Resilience and efficiency of smart and sustainable power grids: mesoscopic modelling and stochastic simulation
At a glance
- Project leader : Dr. Ralf Günter Mock
- Deputy of project leader : Dr. Christian Zipper
- Project team : Dr. Tomas Hruz, Dr. Daniel Hupp
- Project budget : CHF 390'000
- Project status : completed
- Funding partner : Innosuisse (Innovationsprojekt / Projekt Nr. 32926.1 IP-EE)
- Project partner : Eidgenössische Technische Hochschule Zürich ETH / Departement Informatik
- Contact person : Ralf Günter Mock
Description
Modern power grids are currently affected by major changes in
terms of technology, resiliency and efficiency, among others, as
exemplified by the use of renewable energy sources and smart
technology. Modelling and optimisation of large energy grids will
be complicated by the changes mentioned above. To address and
achieve the future goals of grid operation the project develops
further analysis of power grids by a two-stage modelling and
simulation process.
The focus is on mesoscopic power grids and their stochastic
modelling. On the one hand, these are still closely related to
power production and consumption, and on the other hand, they are
not far away from the modelling of global grids. The modelling
approach covers two specific and innovative modelling and
assessment levels. The first approach is a quantitative
resilience assessment and results in Resilience Priority
Values (RePV). To compute the network RePVs we plan to work on two
major problem areas: (1) provision of a tailored resilience metric,
and (2) simplified approach for grid resilience audits.
On the second level we expand the basic entities (buses) with
stochastic power flow modelling based on the bottom-up architecture
and performance of real power grids using a description of
individual power consumers and producers. In the next step we use
the specific (near to scale-free) network architecture, DC
approximation and fast linear solver to provide a rapid optimal
power flow prototyping which can be used to refine grid stability
(resiliency) and to analyse the impact of any system
optimisation measures in the grid architecture.

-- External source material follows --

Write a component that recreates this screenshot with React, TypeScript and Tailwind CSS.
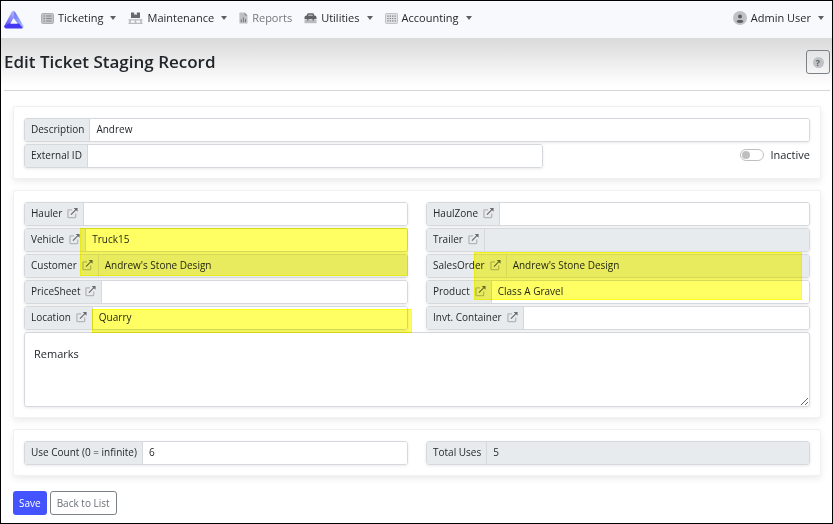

Hence, these modelling steps lead from a simple overview model to
an advanced stochastic power flow model on the mesoscopic
level. The results can be industrially used by grid providers,
energy suppliers and regulatory institutions in determining the
resilience levels and in optimising the design, evaluation
and optimisation of modern grids.
Publications
-
Hupp, Daniel; Hruz, Tomas; Mock, Ralf Günter,
2020.
Quantifiable resilience analytics of power grids by simulating power flows [paper].
In:
Baraldi, Piero; Di Maio, Francesco; Zio, Enrico, eds.,
Proceedings of the 30th European Safety and Reliability Conference and 15th Probabilistic Safety Assessment and Management Conference.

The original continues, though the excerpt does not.